(WHAT NEEDS TO BE DONE): Copy out the listing that follows exactly, dropping every picture.

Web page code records
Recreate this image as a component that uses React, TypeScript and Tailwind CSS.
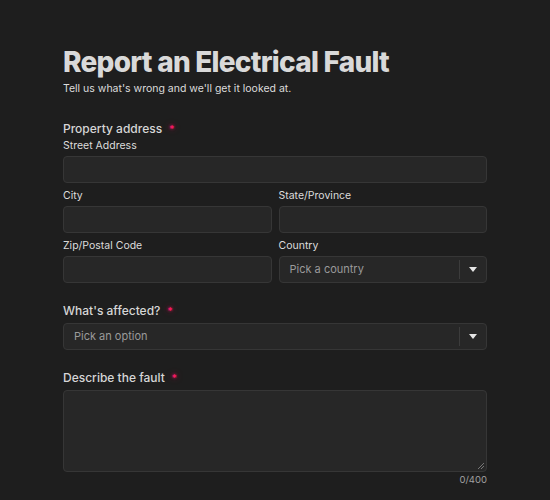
const Req = () => (
  <span className="ml-[7px] text-[10px] leading-[10px] text-[#ff1a66] [text-shadow:0_0_3px_#e0155f,0_0_6px_#a0103f]">*</span>
)

const Input = () => (
  <div className="h-[27px] w-full rounded-[4px] border border-[#363636] bg-[#272727]" />
)

const Select = ({ placeholder }: { placeholder: string }) => (
  <div className="flex h-[27px] w-full items-center rounded-[4px] border border-[#363636] bg-[#272727]">
    <span className="flex-1 pl-[10px] text-[11px] text-[#9a9a9a]">{placeholder}</span>
    <span className="h-[19px] w-px bg-[#3c3c3c]" />
    <span className="flex w-[26px] justify-center">
      <svg width="8" height="5" viewBox="0 0 8 5">
        <path d="M0 0h8L4 5z" fill="#e5e5e5" />
      </svg>
    </span>
  </div>
)

const Sub = ({ children }: { children: string }) => (
  <div className="mb-[2px] text-[10.5px] leading-[16px] text-[#dcdcdc]">{children}</div>
)

const Label = ({ children }: { children: string }) => (
  <div className="flex items-center text-[12px] font-medium leading-[18px] text-[#d6d6d6]">
    {children} <Req />
  </div>
)

const App = () => {
  return (
    <div className="min-h-[500px] w-full bg-[#1e1e1e] font-['Inter',sans-serif]">
      <div className="mx-auto w-[424px] pt-[45px]">
        <h1 className="text-[28px] font-extrabold leading-[34px] tracking-[-0.75px] text-[#d9d9d9]">
          Report an Electrical Fault
        </h1>
        <p className="mt-[2px] text-[10.5px] leading-[16px] text-[#dcdcdc]">
          Tell us what's wrong and we'll get it looked at.
        </p>

        <div className="mt-[23px]">
          <Label>Property address</Label>
        </div>
        <div>
          <Sub>Street Address</Sub>
          <Input />
        </div>
        <div className="mt-[5px] grid grid-cols-2 gap-x-[7px] gap-y-[5px]">
          <div>
            <Sub>City</Sub>
            <Input />
          </div>
          <div>
            <Sub>State/Province</Sub>
            <Input />
          </div>
          <div>
            <Sub>Zip/Postal Code</Sub>
            <Input />
          </div>
          <div>
            <Sub>Country</Sub>
            <Select placeholder="Pick a country" />
          </div>
        </div>

        <div className="mt-[19px]">
          <Label>What's affected?</Label>
        </div>
        <div className="mt-[3px]">
          <Select placeholder="Pick an option" />
        </div>

        <div className="mt-[19px]">
          <Label>Describe the fault</Label>
        </div>
        <div className="relative mt-[3px] h-[82px] w-full rounded-[4px] border border-[#363636] bg-[#272727]">
          <svg className="absolute bottom-[2px] right-[2px]" width="6" height="6" viewBox="0 0 6 6">
            <path d="M6 0L0 6M6 3L3 6" stroke="#8a8a8a" strokeWidth="0.8" />
          </svg>
        </div>
        <div className="mt-[2px] text-right text-[9.5px] leading-[12px] text-[#a0a0a0]">0/400</div>
      </div>
    </div>
  )
}

export default App
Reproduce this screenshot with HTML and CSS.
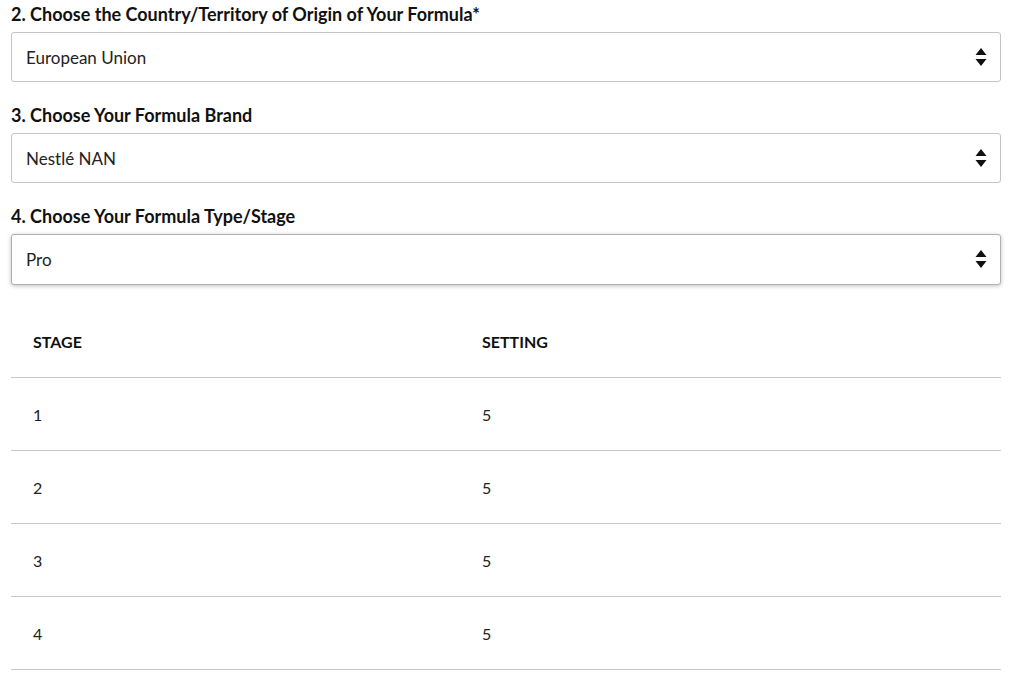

(WRITTEN ANSWER):
Recreate this image as a component that uses React, TypeScript and Tailwind CSS.
const Req = () => (
  <span className="ml-[7px] text-[10px] leading-[10px] text-[#ff1a66] [text-shadow:0_0_3px_#e0155f,0_0_6px_#a0103f]">*</span>
)

const Input = () => (
  <div className="h-[27px] w-full rounded-[4px] border border-[#363636] bg-[#272727]" />
)

const Select = ({ placeholder }: { placeholder: string }) => (
  <div className="flex h-[27px] w-full items-center rounded-[4px] border border-[#363636] bg-[#272727]">
    <span className="flex-1 pl-[10px] text-[11px] text-[#9a9a9a]">{placeholder}</span>
    <span className="h-[19px] w-px bg-[#3c3c3c]" />
    <span className="flex w-[26px] justify-center">
      <svg width="8" height="5" viewBox="0 0 8 5">
        <path d="M0 0h8L4 5z" fill="#e5e5e5" />
      </svg>
    </span>
  </div>
)

const Sub = ({ children }: { children: string }) => (
  <div className="mb-[2px] text-[10.5px] leading-[16px] text-[#dcdcdc]">{children}</div>
)

const Label = ({ children }: { children: string }) => (
  <div className="flex items-center text-[12px] font-medium leading-[18px] text-[#d6d6d6]">
    {children} <Req />
  </div>
)

const App = () => {
  return (
    <div className="min-h-[500px] w-full bg-[#1e1e1e] font-['Inter',sans-serif]">
      <div className="mx-auto w-[424px] pt-[45px]">
        <h1 className="text-[28px] font-extrabold leading-[34px] tracking-[-0.75px] text-[#d9d9d9]">
          Report an Electrical Fault
        </h1>
        <p className="mt-[2px] text-[10.5px] leading-[16px] text-[#dcdcdc]">
          Tell us what's wrong and we'll get it looked at.
        </p>

        <div className="mt-[23px]">
          <Label>Property address</Label>
        </div>
        <div>
          <Sub>Street Address</Sub>
          <Input />
        </div>
        <div className="mt-[5px] grid grid-cols-2 gap-x-[7px] gap-y-[5px]">
          <div>
            <Sub>City</Sub>
            <Input />
          </div>
          <div>
            <Sub>State/Province</Sub>
            <Input />
          </div>
          <div>
            <Sub>Zip/Postal Code</Sub>
            <Input />
          </div>
          <div>
            <Sub>Country</Sub>
            <Select placeholder="Pick a country" />
          </div>
        </div>

        <div className="mt-[19px]">
          <Label>What's affected?</Label>
        </div>
        <div className="mt-[3px]">
          <Select placeholder="Pick an option" />
        </div>

        <div className="mt-[19px]">
          <Label>Describe the fault</Label>
        </div>
        <div className="relative mt-[3px] h-[82px] w-full rounded-[4px] border border-[#363636] bg-[#272727]">
          <svg className="absolute bottom-[2px] right-[2px]" width="6" height="6" viewBox="0 0 6 6">
            <path d="M6 0L0 6M6 3L3 6" stroke="#8a8a8a" strokeWidth="0.8" />
          </svg>
        </div>
        <div className="mt-[2px] text-right text-[9.5px] leading-[12px] text-[#a0a0a0]">0/400</div>
      </div>
    </div>
  )
}

export default App
Reproduce this screenshot with HTML and CSS.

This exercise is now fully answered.